According to scientists brain images show that falling in love can look for all the world like mental illness with a mixture of mania, dementia and obsession that cuts people off from friends and family prompting uncharacteristic behavior which could almost be mistaken for psychosis.
Neuroscientists have for the first time produced brain scan images of this fevered activity, before it settles into the wine and roses phase of romance.
Researchers argue that analysis of the images shows romantic love is a biological urge distinct from sexual arousal, and is in fact closer in its neural profile to drives like hunger.
According to Dr. Helen Fisher, an anthropologist at Rutgers University and the co-author of the analysis, when in the throes of this romantic love it is so overwhelming that the person is out of control and irrational.
But experts caution that brain imaging technology cannot read people's minds, and a phenomenon as many-sided and socially influenced as love transcends simple computer graphics such as those produced by the technique used in the study, called functional MRI.

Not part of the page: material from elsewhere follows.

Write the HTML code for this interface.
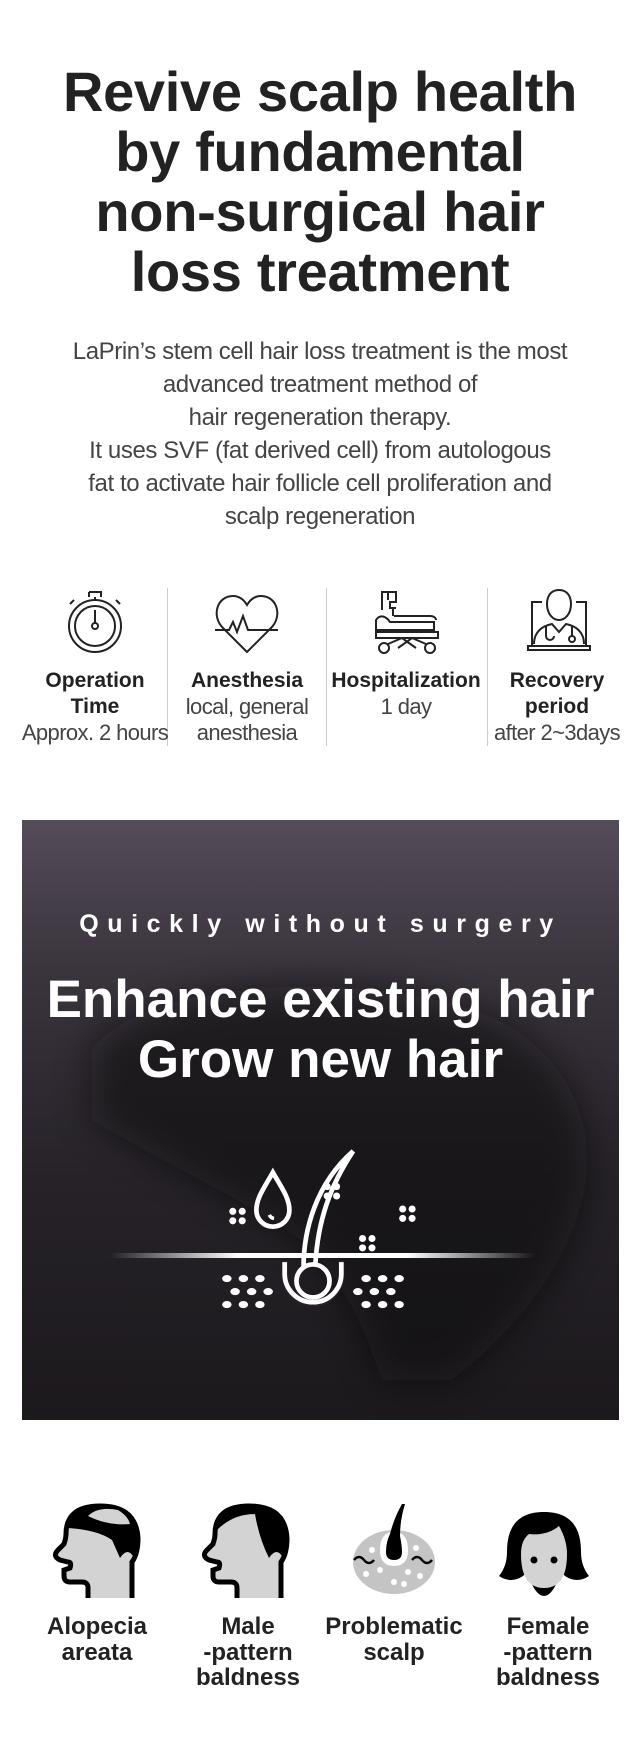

However Dr. Hans Breiter, director of the Motivation and Emotion Neuroscience Collaboration at Massachusetts General Hospital, who declares he distrusts 95 percent of the MRI literature, give this study an A, he says 'it really moves the ball in terms of understanding infatuation love'.
Dr. Fisher along with Dr. Lucy Brown of Albert Einstein College of Medicine in the Bronx and Dr. Arthur Aron, a psychologist at the State University of New York at Stony Brook, led a team that analyzed about 2,500 brain images from 17 college students who were in the first weeks or months of new love. The students looked at a picture of their beloved while an MRI machine scanned their brains.
In the study, a computer-generated map of particularly active areas showed hot spots deep in the brain. These areas are dense with cells that produce or receive a brain chemical called dopamine, which circulates actively when people desire or anticipate a reward.
The researchers found that one particular spot in the MRI images was especially active in people who scored highly on a questionnaire measuring passionate love, and this passion-related region appears in an area of the brain that takes care of most basic functions, like eating, drinking and eye movements.
The study appears in The Journal of Neurophysiology.